Flying fast-moving aircraft together in the close proximity required for refuelling, and not infrequently in a turn to ensure the tanker can hold on station, is always a potentially dangerous undertaking. To help reduce the associated risk while also minimising contact time, improving operational efficiency and reducing operator workload, Airbus has begun flight trials of automatic refuelling technology. Aimed to enable the automation of AAR boom contacts, it requires no additional equipment in the receiver aircraft and uses imaging technology to detect the position of the receiver and its receptacle.

“The receiver approach to the tanker is performed manually, as is the initial tracking of the receiver by the boomer,” the Airbus spokesman explains. “The imaging system acquires the receiver and the receptacle position, and the boomer can then accept the system aid while manually extending the telescopic part of the boom and making and maintaining contact.”

He says that proximity trials have already been conducted, and contact trials are planned for the near future.

Adding ISR capabilities to tanker aircraft

Looking beyond their main purpose, Kemmitt believes that to be effective in the coming conflicts, assets will need to be multi-functional and he sees tomorrow’s tankers doubling-up as flying sensor suites and data relay hubs in an increasingly networked battlespace.

Adding such intelligence, surveillance and reconnaissance (ISR) capabilities is another area that Airbus has already started to explore. The spokesman says that the company has been looking at bringing the likes of signals intelligence or airborne ground surveillance to the A330 MRTT platform, to allow it to perform simultaneous ISR tasks during a single mission, without affecting the aircraft’s primary role. Additional communication systems for the aircraft are also under consideration, as well as equipping it with appropriate sensors and a mission system.
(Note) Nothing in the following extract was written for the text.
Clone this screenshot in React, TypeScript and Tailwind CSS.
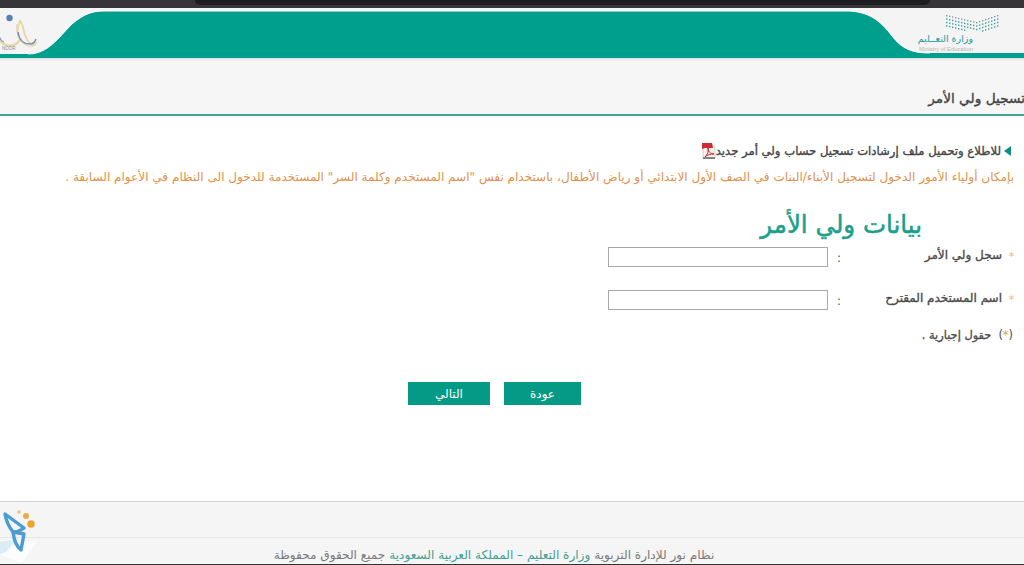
const arabic = 'font-["DejaVu_Sans",sans-serif]';

const NoorLogo = () => (
  <svg className="absolute left-0 top-[2px] h-[46px] w-[42px]" viewBox="0 0 42 46" fill="none">
    <circle cx="9.5" cy="8" r="3.2" fill="#5b7fb5" />
    <path d="M-3 18c0 9 3 15 9 17 5 2 11 0 14-5" stroke="#e6d6a4" strokeWidth="2.4" />
    <path d="M20 30c-3-6-3-13 0-19 3 2 3 8 5 14 2 6 6 10 10 10" stroke="#e6d6a4" strokeWidth="1.8" />
    <path d="M17 14c-1 8 2 19 11 22 4 1 8-1 9-4" stroke="#e6d6a4" strokeWidth="1.2" />
    <path d="M18 22c1 8 6 12 12 12 3 0 5-2 6-5" stroke="#7a8fb5" strokeWidth="1.5" />
    <path d="M-2 22c1 6 3 9 6 10" stroke="#8a9dc0" strokeWidth="1.3" />
    <text x="2" y="40" direction="ltr" fontSize="4.5" fill="#7d8aa5" fontFamily="Liberation Sans">
      NOOR
    </text>
  </svg>
);

const MinistryMark = () => {
  const dots: [number, number, string][] = [];
  for (let i = 0; i < 18; i++) {
    const dip = i < 10 ? i * 0.7 : (17 - i) * 1;
    const rows = i > 6 && i < 12 ? 3 : 4;
    for (let r = 0; r < rows; r++) {
      dots.push([i * 3 + 1, dip + r * 3.4 + 1, r === 0 ? '#7f9ba3' : '#3b9ea5']);
    }
  }
  return (
    <svg className="h-[20px] w-[55px]" viewBox="0 0 55 20">
      {dots.map(([x, y, fill], i) => (
        <rect key={i} x={x} y={y} width="1.4" height="1.4" fill={fill} />
      ))}
    </svg>
  );
};

const PdfIcon = () => (
  <svg className="-mr-[3px] h-[16px] w-[14px] shrink-0" viewBox="0 0 14 16">
    <path d="M1 .5h8l4 4v11H1z" fill="#f4f0ee" stroke="#b5b5b5" strokeWidth=".6" />
    <path d="M0 0h10l1 5H3L0 6z" fill="#cf2a30" />
    <path d="M3 14c3-3 4-7 3-9-1 3 3 6 6 6-3-.5-7 1-9 3z" fill="none" stroke="#c8242b" strokeWidth="1" />
    <rect x="1" y="14.4" width="12" height="1.2" fill="#4a4a4a" />
  </svg>
);

const BrandMark = () => (
  <svg className="absolute left-0 top-0 h-[62px] w-[44px]" viewBox="0 0 44 62" fill="none">
    <path d="M-2 46 38 38 22 61 8 56-2 52z" fill="#fcfcfc" />
    <path d="M-2 40 16 38 6 50-2 53z" fill="#dcecf6" />
    <path d="M5 12 24 26c-4 3-8 4-11 4C9 25 6 18 5 12z" stroke="#4b9cd3" strokeWidth="3.4" strokeLinejoin="round" />
    <path d="M13 30 24 32 21 48C17 45 14 38 13 30z" stroke="#4b9cd3" strokeWidth="3.4" strokeLinejoin="round" />
    <circle cx="19" cy="10" r="1.8" fill="#e7c58a" />
    <circle cx="26" cy="14" r="3" fill="#e8ac44" />
    <circle cx="31" cy="22" r="3.8" fill="#eaa52c" />
  </svg>
);

const Field = ({ label }: { label: string }) => (
  <div className="flex h-[20px] items-start">
    <span className="w-[11px] pt-[1px] text-center text-[11px] leading-[18px] text-[#eab95f]">*</span>
    <label className="w-[165px] pr-[4px] text-[12px] leading-[16px] text-[#4a4a4a] [-webkit-text-stroke:0.35px_#4a4a4a]">
      {label}
    </label>
    <span className="w-[10px] pt-[3px] text-[12px] leading-[16px] text-[#555]">:</span>
    <input type="text" className="mr-[3px] h-[20px] w-[220px] border border-[#a9a9a9] bg-white" />
  </div>
);

export default function App() {
  return (
    <div dir="rtl" className={`flex h-[565px] w-[1024px] flex-col overflow-hidden bg-white ${arabic}`}>
      <div className="h-[8px] shrink-0 bg-[#37353a]">
        <div className="mx-auto h-[5px] w-[735px] -translate-x-[-50px] rounded-b-[6px] bg-[#1d1c20]" />
      </div>

      <header className="relative h-[50px] shrink-0 bg-[#f4f4f4]">
        <svg className="absolute inset-0 h-full w-full" viewBox="0 0 1024 50" preserveAspectRatio="none">
          <path
            d="M0 46H28C48 46 58 30 72 16 84 6 92 3 104 3H846C868 3 880 12 892 28 902 41 912 45 930 45H1024V50H0Z"
            fill="#009e8c"
          />
          <path d="M28 46C48 46 58 30 72 16 84 6 92 3 104 3H846C868 3 880 12 892 28 902 41 912 45 930 45" fill="none" stroke="#fff" strokeWidth="1" />
        </svg>
        <NoorLogo />
        <div className="absolute right-[51px] top-[26px] w-[54px] text-center">
          <span className="block text-[9.5px] leading-[10px] whitespace-nowrap text-[#1e9aa0]">وزارة التعــليم</span>
          <span className={'mt-[2px] block whitespace-nowrap font-["Liberation_Sans",sans-serif] text-[5.8px] leading-[7px] text-[#b4b4b4]'}>
            Ministry of Education
          </span>
        </div>
        <div className="absolute right-[24px] top-[6px]">
          <MinistryMark />
        </div>
      </header>

      <div className="flex h-[58px] shrink-0 items-end border-b-2 border-[#3fa596] bg-[#f6f6f6] pb-[7px] shadow-[inset_0_3px_3px_-2px_#d8d8d8]">
        <h1 className="-mr-[1px] text-[13.7px] leading-[18px] text-[#444] [-webkit-text-stroke:0.35px_#444]">تسجيل ولي الأمر</h1>
      </div>

      <main className="flex flex-1 flex-col">
        <div className="box-content flex h-[20px] items-center gap-[3px] pr-[13px] pt-[25px]">
          <span className="h-0 w-0 border-y-[5px] border-r-[7px] border-y-transparent border-r-[#0c8f7f]" />
          <span className="text-[11.65px] leading-[16px] text-[#444] [-webkit-text-stroke:0.35px_#444]">
            للاطلاع وتحميل ملف إرشادات تسجيل حساب ولي أمر جديد
          </span>
          <PdfIcon />
        </div>
        <p className="mt-[8px] pr-[10px] text-[12.05px] leading-[16px] whitespace-nowrap text-[#e0914d]">
          بإمكان أولياء الأمور الدخول لتسجيل الأبناء/البنات في الصف الأول الابتدائي أو رياض الأطفال، باستخدام نفس "اسم المستخدم وكلمة السر" المستخدمة للدخول الى النظام في الأعوام السابقة .
        </p>

        <h2 className="mt-[24px] pr-[102px] text-[24.5px] leading-[32px] text-[#1b9f8a] [-webkit-text-stroke:0.5px_#1b9f8a]">بيانات ولي الأمر</h2>

        <div className="mt-[6px] flex flex-col gap-[23px] pr-[7px]">
          <Field label="سجل ولي الأمر" />
          <Field label="اسم المستخدم المقترح" />
        </div>

        <p className="mt-[17px] pr-[11px] text-[11.4px] leading-[16px] text-[#4a4a4a] [-webkit-text-stroke:0.3px_#4a4a4a]">
          <span className="[-webkit-text-stroke:0]">
            (<span className="text-[#d9a24a]">*</span>)
          </span>
          <span className="mr-[7px]">حقول إجبارية .</span>
        </p>

        <div className="mt-[39px] flex gap-[14px] pr-[443px]">
          <button type="button" className="h-[23px] w-[77px] bg-[#059a85] text-[12px] text-white">
            عودة
          </button>
          <button type="button" className="h-[23px] w-[82px] bg-[#059a85] text-[12px] text-white">
            التالي
          </button>
        </div>
      </main>

      <footer className="relative h-[63px] shrink-0 border-t border-[#d3d3d3] bg-[#f5f5f5]">
        <div className="mt-[35px] flex h-[26px] justify-center border-t border-[#e6e6e6] pr-[36px] pt-[9px]">
          <p className="text-[12.1px] leading-[16px] whitespace-nowrap text-[#7a7a7a]">
            نظام نور للإدارة التربوية <span className="text-[#3e9f92]">وزارة التعليم – المملكة العربية السعودية</span> جميع الحقوق محفوظة
          </p>
        </div>
        <BrandMark />
      </footer>
      <div className="h-px shrink-0 bg-[#333]" />
    </div>
  );
}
“The proposals are currently being briefed to customers and generating substantial interest,” the spokesman says.

Time to send in the drones?

Nevertheless, budget cuts have left their mark on AAR as much as anywhere and Kemmitt says that with reduced defence spending meaning that there are few tankers, it is essential to have safe and effective procedures for interoperability between different nations’ tankers and receivers.

“Gaining clearance for an aircraft type to ‘tank’ is time-consuming and expensive, so developing more effective ways for allied air forces to share resources, allowing any receiver to take fuel from any tanker, is the big challenge at the moment,” he says. “Cobham [is] developing a probe and drogue simulator that will enable pilots to train [in] AAR techniques safely and cheaply before trying it for real.”   

Budget constraints have also driven one of the most unexpected turnarounds of recent years in drone development too, with the Pentagon ending years of debate over the eventual role of the Unmanned Carrier Launched Airborne Surveillance and Strike (UCLASS) by turning it into a tanker. Having racked up an impressive array of ground-breaking successes – including ironically enough, the first ever fully autonomous aerial refuelling of a UAV in April 2015 – it seems that Salty Dog’s successor will now carry fuel, not munitions.

Originally designated the Carrier-Based Aerial-Refuelling System (CBARS), the MQ-25 Stingray Unmanned Carrier Aviation Air System (UCAAS) forms an important part in moves to address the US Navy’s looming shortfall in strike-fighter capacity, and the Pentagon’s rationale is clear. If the Navy cannot afford all the new aircraft it needs, then it must buy what additional Boeing F/A-18 E/F Super Hornets it can, accelerate its acquisition of Lockheed Martin F-35s, and turn its first carrier-based drone into an AAR asset to return those F/A-18s already modified for tanking duties to their primary role.

While it would clearly be wrong to suggest that the days of crewed flights are over, things are undoubtedly changing and as Kemmitt points out, “the proliferation of drones will mean that their refuelling will become commonplace like refuelling of manned aircraft is today”. With the dawn of the MQ-25 Stingray and the growing strategic vulnerability of crewed tankers in contested airspaces, perhaps UAVs doing the actual refuelling will gradually become more commonplace too.